> [Dataset extract]:
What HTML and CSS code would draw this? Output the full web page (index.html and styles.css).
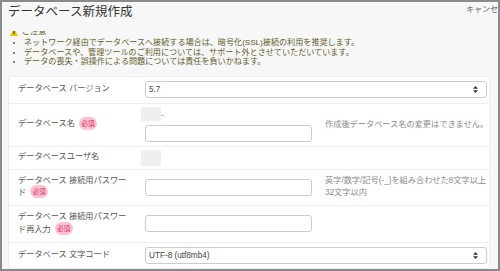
FILE: index.html
```html
<!DOCTYPE html>
<html lang="ja">
<head>
  <meta charset="UTF-8" />
  <meta name="viewport" content="width=device-width, initial-scale=1.0" />
  <title>データベース新規作成</title>
  <link rel="stylesheet" href="styles.css">
</head>
<body>
  <div class="frame">
    <div class="header">
      <h1 class="title">データベース新規作成</h1>
      <a class="cancel" href="#">キャンセル</a>
    </div>

    <div class="notice">
      <div class="notice-head">
        <svg class="warn" width="8" height="8" viewBox="0 0 8 8"><polygon points="4,0 8,8 0,8" fill="#e8c600"/><rect x="3.5" y="3" width="1" height="3" fill="#333"/></svg>
        <span>ご注意</span>
      </div>
      <ul class="notice-list">
        <li>ネットワーク経由でデータベースへ接続する場合は、暗号化(SSL)接続の利用を推奨します。</li>
        <li>データベースや、管理ツールのご利用については、サポート外とさせていただいています。</li>
        <li>データの喪失・誤操作による問題については責任を負いかねます。</li>
      </ul>
    </div>

    <div class="card">
      <div class="row row-26">
        <div class="label">データベース バージョン</div>
        <div class="select wide"><span>5.7</span>
          <svg width="5" height="7" viewBox="0 0 5 7"><polygon points="2.5,0 5,2.8 0,2.8" fill="#333"/><polygon points="0,4.2 5,4.2 2.5,7" fill="#333"/></svg>
        </div>
      </div>

      <div class="row row-43">
        <div class="label">データベース名<span class="badge">必須</span></div>
        <div class="field">
          <div class="prefix"><span class="stub"></span><span class="dash"></span></div>
          <div class="input"></div>
        </div>
        <div class="help">作成後データベース名の変更はできません。</div>
      </div>

      <div class="row row-23">
        <div class="label">データベースユーザ名</div>
        <div class="field">
          <span class="stub stub-tall"></span>
        </div>
      </div>

      <div class="row row-36">
        <div class="label">データベース 接続用パスワード<span class="badge">必須</span></div>
        <div class="input"></div>
        <div class="help">英字/数字/記号(-_)を組み合わせた8文字以上<br>32文字以内</div>
      </div>

      <div class="row row-37">
        <div class="label">データベース 接続用パスワード再入力<span class="badge">必須</span></div>
        <div class="input"></div>
      </div>

      <div class="row row-26">
        <div class="label">データベース 文字コード</div>
        <div class="select wide"><span>UTF-8 (utf8mb4)</span>
          <svg width="5" height="7" viewBox="0 0 5 7"><polygon points="2.5,0 5,2.8 0,2.8" fill="#333"/><polygon points="0,4.2 5,4.2 2.5,7" fill="#333"/></svg>
        </div>
      </div>
    </div>
  </div>
</body>
</html>
```

FILE: styles.css
```css
body {
  margin: 0;
  font-family: "Liberation Sans", "Noto Sans CJK JP", sans-serif;
  color: #444;
}
.frame {
  height: 271px;
  box-sizing: border-box;
  border: 2px solid #8a8a8a;
  background: #f7f7f7;
  padding: 0 8px 0 6px;
  overflow: hidden;
}
.header {
  display: flex;
  justify-content: space-between;
  align-items: flex-start;
  height: 22px;
}
.title {
  margin: 0;
  padding-top: 1px;
  font-size: 12.5px;
  line-height: 18px;
  font-weight: normal;
  color: #333;
}
.cancel {
  margin-top: 2px;
  margin-right: -16px;
  font-size: 8px;
  line-height: 12px;
  color: #666;
  text-decoration: none;
  white-space: nowrap;
}
.notice {
  font-size: 8.1px;
  color: #5f5b2c;
}
.notice-head {
  margin-top: 7px;
  height: 5px;
  overflow: hidden;
  display: flex;
  align-items: flex-end;
  gap: 4px;
  line-height: 9px;
}
.warn {
  flex: none;
  margin-left: 2px;
  margin-bottom: 0.5px;
}
.notice-list {
  margin: 2px 0 0;
  padding-left: 16px;
  line-height: 9.5px;
}
.card {
  margin-top: 9px;
  background: #fff;
  border-radius: 3px;
  border: 1px solid #eee;
  box-sizing: border-box;
}
.row {
  display: grid;
  grid-template-columns: 136px 167px 1fr;
  align-items: center;
  padding-right: 2px;
  box-sizing: border-box;
  border-top: 1px solid #eee;
  font-size: 8.2px;
}
.row:first-child {
  border-top: none;
}
.row-26 { min-height: 26px; }
.row-43 { min-height: 43px; }
.row-23 { min-height: 23px; }
.row-36 { min-height: 36px; }
.row-37 { min-height: 37px; }
.label {
  padding: 0 15px 0 9px;
  line-height: 12.5px;
  line-break: anywhere;
  color: #555;
}
.badge {
  display: inline-block;
  vertical-align: middle;
  margin: -2px 0 0 4px;
  width: 18px;
  height: 13px;
  line-height: 13px;
  border-radius: 7px;
  background: #fbc3d2;
  color: #e3245a;
  font-size: 6.5px;
  text-align: center;
}
.select {
  display: flex;
  justify-content: space-between;
  align-items: center;
  height: 17px;
  box-sizing: border-box;
  padding: 0 8px 0 3px;
  border: 1px solid #ccc;
  border-radius: 3px;
  background: #fff;
  color: #444;
}
.wide {
  grid-column: 2 / -1;
}
.field {
  display: flex;
  flex-direction: column;
  gap: 4px;
}
.prefix {
  display: flex;
  align-items: center;
  margin-left: -2px;
}
.stub {
  display: block;
  width: 20px;
  height: 14px;
  background: #efefef;
  margin-left: -2px;
}
.stub-tall {
  height: 16px;
  margin-left: -4px;
}
.dash {
  width: 3px;
  height: 1px;
  margin-top: 2px;
  background: #bbb;
}
.input {
  height: 17px;
  box-sizing: border-box;
  border: 1px solid #ccc;
  border-radius: 3px;
  background: #fff;
}
.help {
  padding-left: 13px;
  line-height: 12px;
  white-space: nowrap;
  color: #8a8a8a;
}
```
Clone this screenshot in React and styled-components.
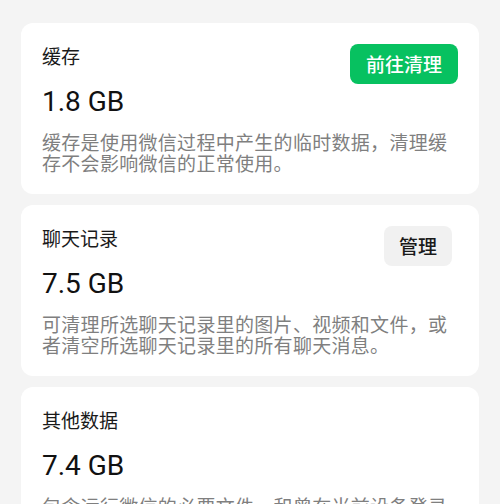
import styled, { createGlobalStyle } from "styled-components";

const GlobalStyle = createGlobalStyle`
  html, body {
    margin: 0;
    padding: 0;
    background: #f4f4f4;
  }
  body {
    font-family: "Noto Sans CJK SC", "Noto Sans", sans-serif;
    -webkit-font-smoothing: antialiased;
  }
`;

const storage = [
  {
    title: "缓存",
    size: "1.8 GB",
    desc: "缓存是使用微信过程中产生的临时数据，清理缓存不会影响微信的正常使用。",
    action: { label: "前往清理", primary: true },
  },
  {
    title: "聊天记录",
    size: "7.5 GB",
    desc: "可清理所选聊天记录里的图片、视频和文件，或者清空所选聊天记录里的所有聊天消息。",
    action: { label: "管理", primary: false },
  },
  {
    title: "其他数据",
    size: "7.4 GB",
    desc: "包含运行微信的必要文件，和曾在当前设备登录过的账号数据。",
  },
];

const App = () => {
  return (
    <>
      <GlobalStyle />
      <Page>
        {storage.map((item) => (
          <Card key={item.title}>
            <Header>
              <Title>{item.title}</Title>
              {item.action && (
                <ActionButton $primary={item.action.primary}>
                  {item.action.label}
                </ActionButton>
              )}
            </Header>
            <Size>{item.size}</Size>
            <Desc>{item.desc}</Desc>
          </Card>
        ))}
      </Page>
    </>
  );
};

const Page = styled.div`
  height: 504px;
  overflow: hidden;
  box-sizing: border-box;
  padding: 23px 21px 0;
  display: flex;
  flex-direction: column;
  gap: 11px;
`;

const Card = styled.div`
  background: #ffffff;
  border-radius: 12px;
  padding: 21px 21px 21px;
  display: flex;
  flex-direction: column;
  flex-shrink: 0;
`;

const Header = styled.div`
  display: flex;
  justify-content: space-between;
  align-items: flex-start;
  min-height: 41px;
`;

const Title = styled.div`
  font-size: 19px;
  line-height: 24px;
  color: #1a1a1a;
`;

const ActionButton = styled.button`
  font-family: "Noto Sans CJK SC", sans-serif;
  font-size: 19px;
  font-weight: 500;
  line-height: 24px;
  border: none;
  border-radius: 8px;
  cursor: pointer;
  height: 40px;
  padding: 0 ${(p) => (p.$primary ? "16px" : "15px")};
  margin-right: ${(p) => (p.$primary ? "0" : "6px")};
  background: ${(p) => (p.$primary ? "#07c160" : "#f1f1f1")};
  color: ${(p) => (p.$primary ? "#ffffff" : "#191919")};
`;

const Size = styled.div`
  font-family: Roboto, "Liberation Sans", sans-serif;
  font-size: 28px;
  font-weight: 400;
  line-height: 34px;
  color: #111111;
`;

const Desc = styled.p`
  margin: 12px 0 0;
  font-size: 19px;
  line-height: 21px;
  letter-spacing: 0.3px;
  color: #7f7f7f;
`;

export default App;
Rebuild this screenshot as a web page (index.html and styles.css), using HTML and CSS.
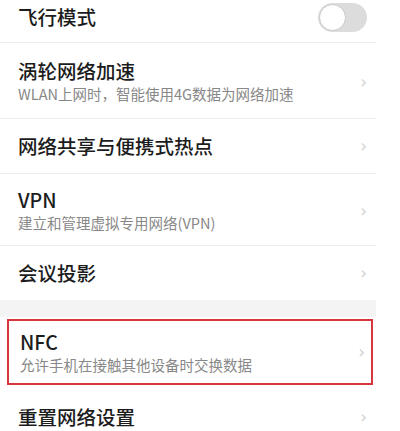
FILE: index.html
```html
<!DOCTYPE html>
<html lang="zh-CN">
<head>
    <meta charset="UTF-8">
    <meta name="viewport" content="width=device-width, initial-scale=1.0">
    <title>更多连接</title>
    <link rel="stylesheet" href="styles.css">
</head>
<body>
    <div class="list">
        <div class="row rowFirst">
            <div class="title">飞行模式</div>
            <div class="toggle"><span class="knob"></span></div>
        </div>
        <div class="row rowTwo">
            <div class="texts">
                <div class="title">涡轮网络加速</div>
                <div class="sub">WLAN上网时，智能使用4G数据为网络加速</div>
            </div>
            <span class="arrow">›</span>
        </div>
        <div class="row rowOne">
            <div class="title">网络共享与便携式热点</div>
            <span class="arrow">›</span>
        </div>
        <div class="row rowTwo vpn">
            <div class="texts">
                <div class="title">VPN</div>
                <div class="sub">建立和管理虚拟专用网络(VPN)</div>
            </div>
            <span class="arrow">›</span>
        </div>
        <div class="row rowOne last">
            <div class="title">会议投影</div>
            <span class="arrow">›</span>
        </div>
        <div class="band"></div>
        <div class="row nfc">
            <div class="texts">
                <div class="title">NFC</div>
                <div class="sub">允许手机在接触其他设备时交换数据</div>
            </div>
            <span class="arrow">›</span>
        </div>
        <div class="row rowOne reset">
            <div class="title">重置网络设置</div>
            <span class="arrow">›</span>
        </div>
    </div>
</body>
</html>
```

FILE: styles.css
```css
* {
    margin: 0;
    padding: 0;
    box-sizing: border-box;
}

body {
    background: #fff;
    font-family: "Noto Sans CJK SC", "Noto Sans", sans-serif;
    color: #222;
    width: 400px;
    height: 431px;
    overflow: hidden;
}

.list {
    width: 376px;
    display: flex;
    flex-direction: column;
}

.row {
    display: flex;
    align-items: center;
    justify-content: space-between;
    padding: 0 9px 0 18px;
    border-bottom: 1px solid #ededed;
}

.rowFirst {
    height: 43px;
    padding-bottom: 8px;
    padding-right: 0;
}

.rowOne {
    height: 55px;
}

.rowTwo {
    height: 76px;
    padding-top: 2px;
}

.vpn {
    height: 72px;
}

.last {
    height: 54px;
    border-bottom: none;
}

.title {
    font-size: 19.5px;
    line-height: 24px;
    font-weight: 500;
    color: #1c1c1c;
}

.sub {
    font-size: 14.5px;
    line-height: 20px;
    color: #888;
    margin-top: 1px;
}

.arrow {
    color: #d2d2d2;
    font-family: "DejaVu Sans", sans-serif;
    font-size: 17px;
    line-height: 20px;
}

.toggle {
    width: 49px;
    height: 29px;
    border-radius: 15px;
    background: #dcdcdc;
    display: flex;
    align-items: center;
    padding: 0 1px;
    margin-right: 9px;
}

.knob {
    width: 27px;
    height: 27px;
    border-radius: 50%;
    background: #fff;
    border: 1px solid #c9c9c9;
}

.band {
    height: 17px;
    background: #f4f4f4;
}

.nfc {
    height: 66px;
    margin: 2px 3px 0 7px;
    padding: 0 6px 0 11px;
    border: 2px solid #d8363f;
}

.reset {
    height: 60px;
    padding-top: 4px;
    border-bottom: none;
}
```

> [Problem]:
Look through the material and copy each line that has "components".

> [Response for this exercise]:
Clone this screenshot in React and styled-components.
import styled, { createGlobalStyle } from "styled-components";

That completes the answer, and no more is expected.